STONE FRUIT SURPRISE (Friday, June 22): Today is the first Friday of summer. The official, right, first Friday of summer. And I'm with Gina Gotsill, my new friend. We have been talking about taking the flavors of summer and preserving them so we can enjoy them in the fall and in the winter and that spring. So we've done pickles, we've done strawberry jam apricot ‑‑ oh, the apricot, so good you guys. We did berry jams, and now we come into what you call what? GINA: I do a stone fruit surprise, and that's a blend, so ‑‑ MICHAEL MARKS: I love that, stone fruit surprise. I got ‑‑ you guys come close, I want you to just take a look at these jams right here. Just take a look at the beauty. So you take ‑‑ so you take some plums and ‑‑ GINA: Actually, I take some apricot, I take some peach, and nectarine ‑‑ and it could be a mix of white nectarine and yellow nectarine ‑‑ it could be more peaches than apricots and vice versa.
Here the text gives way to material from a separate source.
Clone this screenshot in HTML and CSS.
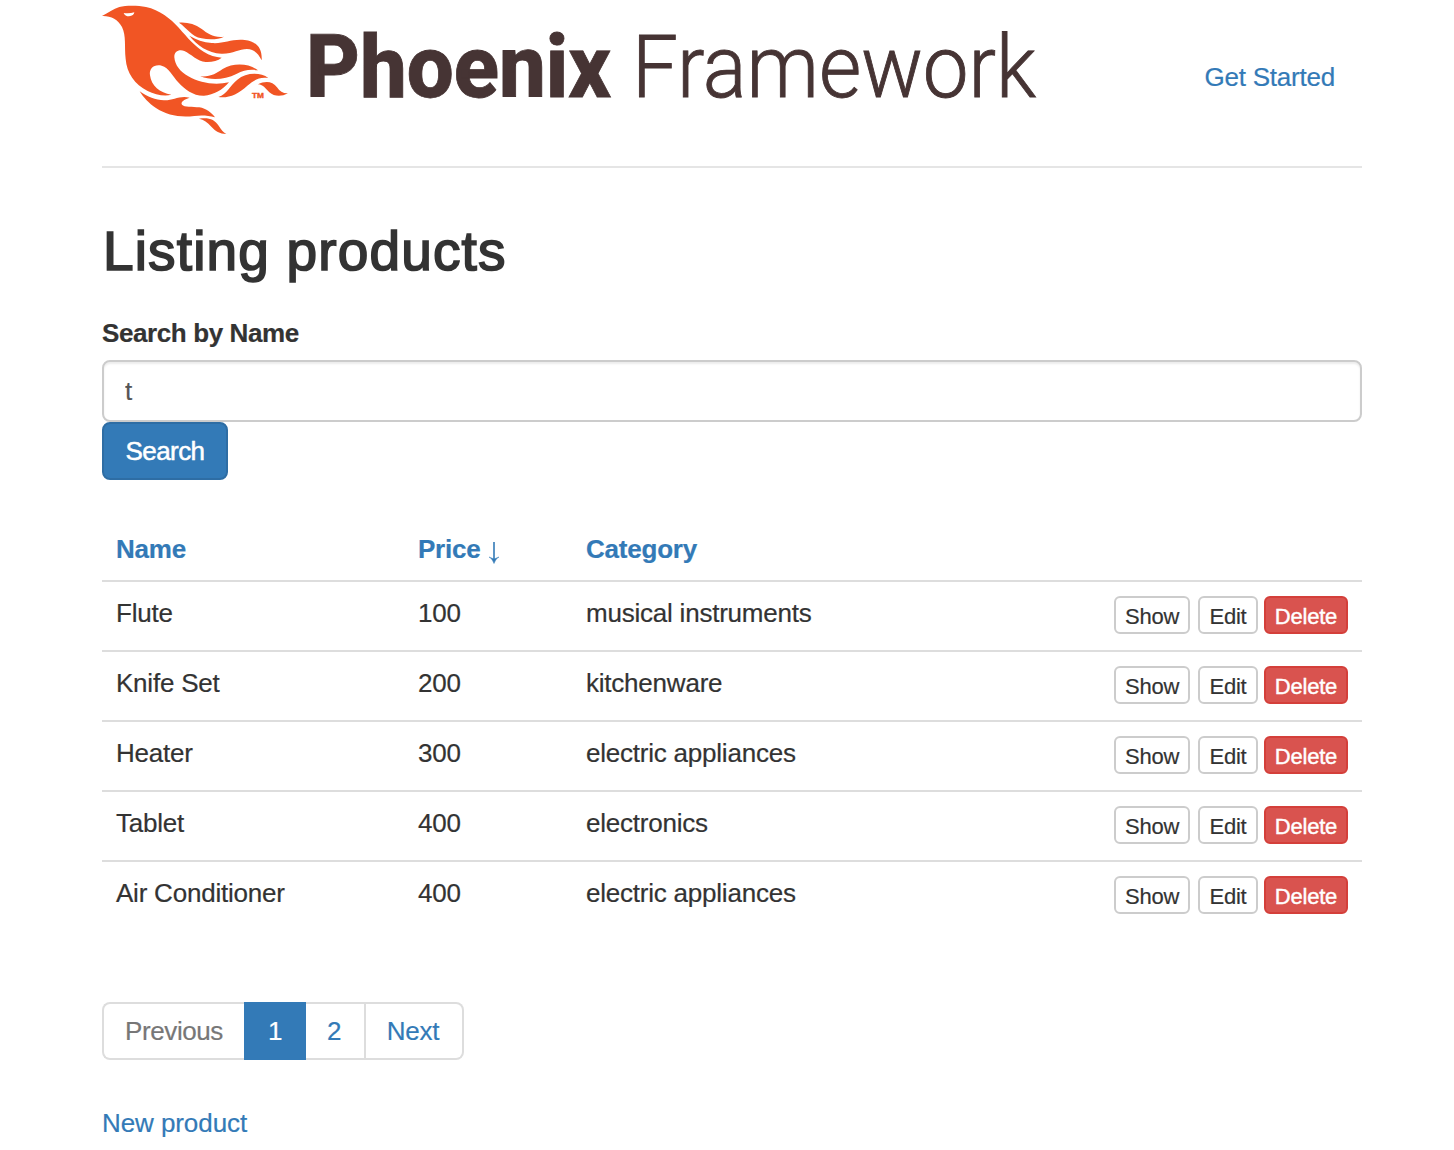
FILE: index.html
```
<!DOCTYPE html>
<html lang="en">
<head>
<meta charset="utf-8">
<title>Phoenix Framework - Listing products</title>
<link rel="stylesheet" href="styles.css">
</head>
<body>
<div class="container">
  <header class="header">
    <svg class="logo" width="940" height="140" viewBox="0 0 940 140" role="img" aria-label="Phoenix Framework">
      <g class="bird" transform="translate(-7 0) scale(.33333)">
        <path fill-rule="evenodd" d="M21 48C40 38 55 27 73 21C93 16 128 16 153 21C194 30 226 55 252 84C278 114 299 138 326 155C344 166 361 171 380 173C368 183 350 187 332 186C307 184 288 162 268 153C252 147 237 155 238 172C240 197 256 215 280 229C315 249 360 257 402 247C382 270 357 285 327 287C295 288 270 268 251 248C232 228 222 203 200 197C177 192 162 205 165 226C169 258 194 279 229 284C210 290 179 284 158 273C119 253 95 219 92 177C88 139 94 108 81 81C69 58 47 47 21 48ZM86 39Q102 42 118 37Q117 48 102 49Q90 49 86 39Z"/>
        <path d="M252 68C276 66 300 72 319 86C339 101 357 114 387 110C370 119 342 120 320 115C289 109 276 84 252 68Z"/>
        <path d="M283 107C304 119 325 127 350 129C388 132 408 116 449 120C486 124 502 145 500 181C490 161 478 148 456 147C432 147 414 162 379 161C339 159 306 136 283 107Z"/>
        <path d="M316 229C348 231 364 220 383 207C416 187 463 190 489 211C463 207 447 211 424 222C390 239 349 242 316 229Z"/>
        <path d="M370 291C397 282 403 258 427 239C453 217 496 216 520 234C493 230 478 240 457 257C428 283 402 295 370 291Z"/>
        <path d="M489 253C511 242 533 244 546 262C555 275 565 281 579 280C559 291 538 290 523 277C511 265 506 255 489 253Z"/>
        <path d="M134 274C158 291 181 300 207 301C235 302 252 286 284 293C267 298 256 306 261 314C267 322 293 319 313 322C334 326 350 338 360 352C338 346 319 345 298 348C254 353 216 346 184 325C160 309 145 292 134 274Z"/>
        <path d="M312 356C343 352 359 359 371 377C379 389 384 396 394 402C374 401 361 393 349 380C337 367 327 359 312 356Z"/>
      </g>
      <text class="trademark" x="150" y="98" textLength="12" lengthAdjust="spacingAndGlyphs">TM</text>
      <text class="word-bold" x="204" y="96.5" textLength="305" lengthAdjust="spacingAndGlyphs">Phoenix</text>
      <text class="word-light" x="530" y="96.500" textLength="404" lengthAdjust="spacingAndGlyphs">Framework</text>
    </svg>
    <a class="start" href="#">Get Started</a>
  </header>
  <main>
    <h2 class="title">Listing products</h2>
    <form class="search">
      <label class="label" for="q">Search by Name</label>
      <input class="field" id="q" type="text" value="t">
      <button class="submit" type="button">Search</button>
    </form>
    <table class="products">
      <colgroup><col class="col-name"><col class="col-price"><col><col class="col-actions"></colgroup>
      <thead>
        <tr><th><a href="#">Name</a></th><th><a href="#">Price <svg class="arrow" width="12" height="24" viewBox="0 0 12 24"><path d="M6 2V21"/><path class="arrow-head" d="M1 17Q4 18 6 23.500Q8 18 11 17L6 19Z"/></svg></a></th><th><a href="#">Category</a></th><th></th></tr>
      </thead>
      <tbody>
        <tr><td>Flute</td><td>100</td><td>musical instruments</td><td><div class="actions"><a class="btn show">Show</a><a class="btn edit">Edit</a><a class="btn delete">Delete</a></div></td></tr>
        <tr><td>Knife Set</td><td>200</td><td>kitchenware</td><td><div class="actions"><a class="btn show">Show</a><a class="btn edit">Edit</a><a class="btn delete">Delete</a></div></td></tr>
        <tr><td>Heater</td><td>300</td><td>electric appliances</td><td><div class="actions"><a class="btn show">Show</a><a class="btn edit">Edit</a><a class="btn delete">Delete</a></div></td></tr>
        <tr><td>Tablet</td><td>400</td><td>electronics</td><td><div class="actions"><a class="btn show">Show</a><a class="btn edit">Edit</a><a class="btn delete">Delete</a></div></td></tr>
        <tr><td>Air Conditioner</td><td>400</td><td>electric appliances</td><td><div class="actions"><a class="btn show">Show</a><a class="btn edit">Edit</a><a class="btn delete">Delete</a></div></td></tr>
      </tbody>
    </table>
    <nav class="pagination">
      <span class="page previous">Previous</span><span class="page active">1</span><a class="page second" href="#">2</a><a class="page next" href="#">Next</a>
    </nav>
    <a class="new" href="#">New product</a>
  </main>
</div>
</body>
</html>
```
FILE: styles.css
```
* { box-sizing: border-box; }
html { overflow: hidden; }
body {
  margin: 0;
  background: #fff;
  color: #333;
  font: 26px/36px "Liberation Sans", Arial, sans-serif;
  letter-spacing: -0.22px;
  -webkit-text-stroke: .2px currentColor;
}
a { color: #337ab7; text-decoration: none; }
.container { width: 1260px; margin-left: 102px; }
.header {
  display: flex;
  justify-content: space-between;
  height: 168px;
  padding-right: 27px;
  border-bottom: 2px solid #e5e5e5;
}
.logo { display: block; overflow: visible; -webkit-text-stroke: 0; }
.bird { fill: #f15524; }
.trademark { fill: #f15524; stroke: #f15524; stroke-width: .4px; font: 700 8px "Liberation Sans", Arial, sans-serif; letter-spacing: 0; }
.word-bold { fill: #463434; stroke: #463434; stroke-width: .8px; font: 800 87px Roboto, sans-serif; letter-spacing: 0; }
.word-light { fill: #463434; stroke: #463434; stroke-width: .9px; font: 300 87px Roboto, sans-serif; letter-spacing: 0; }
.start { margin-top: 59px; }
.title {
  margin: 52px 0 0;
  font-size: 55px;
  line-height: 62px;
  font-weight: 400;
  letter-spacing: 1.15px;
  text-indent: 1px;
  -webkit-text-stroke: 1.7px #333;
}
.search { display: flex; flex-direction: column; align-items: flex-start; margin-top: 33px; }
.label { font-weight: 700; letter-spacing: -.4px; }
.field {
  width: 100%;
  height: 62px;
  margin-top: 9px;
  padding: 0 21px;
  border: 2px solid #ccc;
  border-radius: 8px;
  box-shadow: inset 0 2px 2px rgba(0, 0, 0, .075);
  color: #555;
  font: inherit;
}
.submit {
  width: 126px;
  height: 58px;
  padding: 0;
  border: 2px solid #2e6da4;
  border-radius: 8px;
  background: #337ab7;
  color: #fff;
  font: inherit;
  letter-spacing: -.6px;
  -webkit-text-stroke: .5px #fff;
}
.products { width: 100%; margin-top: 38px; border-collapse: separate; border-spacing: 0; table-layout: fixed; }
.col-name { width: 302px; }
.col-price { width: 168px; }
.col-actions { width: 270px; }
th { height: 64px; padding: 13px 14px; border-bottom: 2px solid #ddd; text-align: left; vertical-align: top; }
td { height: 70px; padding: 13px 14px 0; border-bottom: 2px solid #ddd; vertical-align: top; }
tr:last-child td { border-bottom: 0; }
.arrow { vertical-align: -6px; fill: none; stroke: #337ab7; stroke-width: 1.6; }
.arrow-head { fill: #337ab7; stroke-width: .5; }
.actions { display: flex; justify-content: flex-end; padding-top: 1px; }
.btn {
  height: 38px;
  border: 2px solid #ccc;
  border-radius: 6px;
  color: #333;
  font-size: 22px;
  line-height: 37px;
  text-align: center;
}
.show { width: 76px; margin-right: 8px; }
.edit { width: 60px; margin-right: 6px; }
.delete { width: 84px; border-color: #d43f3a; background: #d9534f; color: #fff; -webkit-text-stroke: .4px #fff; }
.pagination { display: flex; width: 362px; height: 58px; margin-top: 70px; }
.page { border: 2px solid #ddd; line-height: 54px; text-align: center; }
.previous { width: 142px; border-right: 0; border-radius: 8px 0 0 8px; color: #777; letter-spacing: -.4px; }
.active { width: 62px; border-color: #337ab7; background: #337ab7; color: #fff; }
.second { width: 60px; border-left: 0; padding-right: 2px; }
.next { width: 98px; border-left: 0; padding-right: 2px; border-radius: 0 8px 8px 0; }
.new { display: inline-block; margin-top: 45px; letter-spacing: -.08px; }
```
Just whatever looks good in the morning ‑‑ MICHAEL MARKS: So whatever you like, whatever tastes really good ‑‑ because if it doesn't taste good in your hand, it's not going to taste good in a jar either, right? GINA: Exactly. MICHAEL MARKS: So, have fun with it. Gina, thanks so much for being with us and inspiring us ‑‑ GINA: You're welcome. MICHAEL MARKS: ‑‑ all this week. GINA: Thank you, it's been fun.